Our understanding of transport and travel in the bronze age is extremely vague. We know that during this period that the boglands in Ireland were increasing, but there were still great areas of impenetrable woods. We know that these bronze age people seemed to get around because the Beaker people migrated to Ireland bringing their expertise and ideas. Did they walk through Europe? How did they get across the sea? The Bronze Age dugout canoe from Lurgan would hardly have done the business in a heavy storm. So how did they travel?
Wooden trackways, 2.5 metre wide made from oak logs covered in branches, have been discovered from the early bronze age at Corlea Co. Longford. Those would have handy for travelling across the bog on foot but they were hardly suitable for horse drawn vehicles, so was it all pedestrian travel?
Certainly, we know from the wooden block wheel that came from Timahoe East in Co.Kildare and the wooden yoke discovered from the same period, that they had animal drawn vehicles in the late bronze age, but how did they manage in the early bronze age?

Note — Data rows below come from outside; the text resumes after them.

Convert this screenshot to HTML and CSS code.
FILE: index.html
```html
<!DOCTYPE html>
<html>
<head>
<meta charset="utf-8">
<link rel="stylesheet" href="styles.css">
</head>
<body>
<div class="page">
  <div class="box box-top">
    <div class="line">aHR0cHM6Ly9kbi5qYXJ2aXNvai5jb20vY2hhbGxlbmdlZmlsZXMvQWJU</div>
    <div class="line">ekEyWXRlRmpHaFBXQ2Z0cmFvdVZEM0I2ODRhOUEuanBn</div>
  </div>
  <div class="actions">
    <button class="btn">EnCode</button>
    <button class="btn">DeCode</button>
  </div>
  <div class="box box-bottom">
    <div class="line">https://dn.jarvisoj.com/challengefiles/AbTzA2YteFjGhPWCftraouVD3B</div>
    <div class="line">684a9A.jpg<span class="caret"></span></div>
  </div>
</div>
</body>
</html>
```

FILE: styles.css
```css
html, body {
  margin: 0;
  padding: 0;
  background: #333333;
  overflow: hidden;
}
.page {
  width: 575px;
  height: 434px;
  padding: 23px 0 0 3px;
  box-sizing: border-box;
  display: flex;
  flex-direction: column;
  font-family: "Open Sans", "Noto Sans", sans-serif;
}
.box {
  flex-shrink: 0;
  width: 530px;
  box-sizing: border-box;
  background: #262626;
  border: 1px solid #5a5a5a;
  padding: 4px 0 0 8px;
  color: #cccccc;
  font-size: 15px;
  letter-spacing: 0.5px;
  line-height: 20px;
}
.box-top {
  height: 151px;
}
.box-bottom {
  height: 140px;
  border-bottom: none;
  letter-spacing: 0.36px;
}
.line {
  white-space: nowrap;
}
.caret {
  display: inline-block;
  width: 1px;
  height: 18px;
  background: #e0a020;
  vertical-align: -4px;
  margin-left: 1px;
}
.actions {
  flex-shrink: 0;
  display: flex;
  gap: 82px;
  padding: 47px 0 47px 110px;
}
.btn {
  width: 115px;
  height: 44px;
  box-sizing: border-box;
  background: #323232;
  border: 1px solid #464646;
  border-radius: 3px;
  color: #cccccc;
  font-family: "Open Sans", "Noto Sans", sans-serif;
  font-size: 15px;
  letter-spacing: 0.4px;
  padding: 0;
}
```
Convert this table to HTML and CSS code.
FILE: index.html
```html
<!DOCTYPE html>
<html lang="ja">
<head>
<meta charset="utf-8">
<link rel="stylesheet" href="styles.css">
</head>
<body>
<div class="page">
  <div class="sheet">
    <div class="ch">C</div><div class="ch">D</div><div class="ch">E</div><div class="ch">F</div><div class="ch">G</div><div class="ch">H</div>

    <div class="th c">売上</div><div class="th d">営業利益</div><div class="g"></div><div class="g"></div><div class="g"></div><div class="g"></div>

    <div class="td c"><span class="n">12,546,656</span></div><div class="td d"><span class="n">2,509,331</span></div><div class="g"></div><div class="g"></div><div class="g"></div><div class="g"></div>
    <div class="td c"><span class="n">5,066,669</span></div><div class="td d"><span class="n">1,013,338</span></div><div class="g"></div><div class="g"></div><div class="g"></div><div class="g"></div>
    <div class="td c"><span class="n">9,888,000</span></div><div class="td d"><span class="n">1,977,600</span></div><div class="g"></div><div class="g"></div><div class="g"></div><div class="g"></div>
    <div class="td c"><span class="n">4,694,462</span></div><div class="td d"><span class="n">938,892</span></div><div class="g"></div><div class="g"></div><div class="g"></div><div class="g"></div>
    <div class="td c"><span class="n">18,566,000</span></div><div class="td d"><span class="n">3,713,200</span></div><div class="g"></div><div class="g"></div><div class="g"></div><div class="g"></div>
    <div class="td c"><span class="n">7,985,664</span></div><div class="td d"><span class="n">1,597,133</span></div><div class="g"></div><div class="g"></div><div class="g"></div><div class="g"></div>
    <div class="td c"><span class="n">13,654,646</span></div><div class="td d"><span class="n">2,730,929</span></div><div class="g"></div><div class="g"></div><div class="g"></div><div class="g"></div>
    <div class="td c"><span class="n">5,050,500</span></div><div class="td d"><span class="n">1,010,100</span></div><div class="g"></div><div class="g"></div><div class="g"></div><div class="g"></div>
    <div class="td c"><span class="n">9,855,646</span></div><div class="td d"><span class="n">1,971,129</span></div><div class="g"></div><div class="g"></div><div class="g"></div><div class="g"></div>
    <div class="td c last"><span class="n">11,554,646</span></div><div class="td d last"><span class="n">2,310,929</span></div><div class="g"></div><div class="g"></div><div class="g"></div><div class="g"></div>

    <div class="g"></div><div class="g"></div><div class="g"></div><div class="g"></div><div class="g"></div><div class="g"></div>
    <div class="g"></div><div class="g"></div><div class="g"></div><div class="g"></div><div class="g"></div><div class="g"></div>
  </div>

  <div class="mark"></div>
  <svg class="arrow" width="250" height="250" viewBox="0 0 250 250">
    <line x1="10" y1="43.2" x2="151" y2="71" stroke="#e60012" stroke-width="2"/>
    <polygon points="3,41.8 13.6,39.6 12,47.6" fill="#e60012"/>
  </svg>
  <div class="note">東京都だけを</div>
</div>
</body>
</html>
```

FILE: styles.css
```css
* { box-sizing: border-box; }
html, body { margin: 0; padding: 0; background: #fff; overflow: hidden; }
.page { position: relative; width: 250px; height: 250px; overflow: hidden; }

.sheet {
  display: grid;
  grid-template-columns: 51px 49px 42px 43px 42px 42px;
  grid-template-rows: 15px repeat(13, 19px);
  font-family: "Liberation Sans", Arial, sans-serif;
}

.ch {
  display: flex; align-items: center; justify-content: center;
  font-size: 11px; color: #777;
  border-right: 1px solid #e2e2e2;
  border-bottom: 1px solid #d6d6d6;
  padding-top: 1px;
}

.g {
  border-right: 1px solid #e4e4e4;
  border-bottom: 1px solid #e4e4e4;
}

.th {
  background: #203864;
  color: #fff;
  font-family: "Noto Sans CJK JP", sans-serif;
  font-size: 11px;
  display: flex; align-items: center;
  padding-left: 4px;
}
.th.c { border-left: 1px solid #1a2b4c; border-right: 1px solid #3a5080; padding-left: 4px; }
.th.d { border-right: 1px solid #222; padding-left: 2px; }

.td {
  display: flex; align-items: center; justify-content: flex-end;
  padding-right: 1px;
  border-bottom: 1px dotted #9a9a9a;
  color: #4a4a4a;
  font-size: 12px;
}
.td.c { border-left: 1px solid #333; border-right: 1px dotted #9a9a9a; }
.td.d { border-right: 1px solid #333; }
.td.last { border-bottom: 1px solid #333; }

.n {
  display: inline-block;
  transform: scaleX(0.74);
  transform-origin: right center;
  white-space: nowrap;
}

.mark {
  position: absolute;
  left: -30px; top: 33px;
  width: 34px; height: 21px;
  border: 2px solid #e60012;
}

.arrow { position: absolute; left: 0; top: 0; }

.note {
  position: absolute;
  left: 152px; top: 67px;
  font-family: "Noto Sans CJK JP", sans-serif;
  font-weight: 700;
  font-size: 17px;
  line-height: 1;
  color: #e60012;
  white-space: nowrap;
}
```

And did they have trackways through the woods for this type of animal transport?
Did they navigate the rivers or follow tracks along the riverways ? How did they know where they would find copper and tin to make their bronze implements?
I look at the Labbacalle lines and it seems to me that there was a system of operating that is unfamiliar to us. How is it that these radiating lines travel through the largest of our present day cities, towns, ports, islands, lakes , copper and tin mines?
I look at standing stones dotted around Ireland and I wonder if they are sign posts, and if these posts mark distances to various places? What do you think?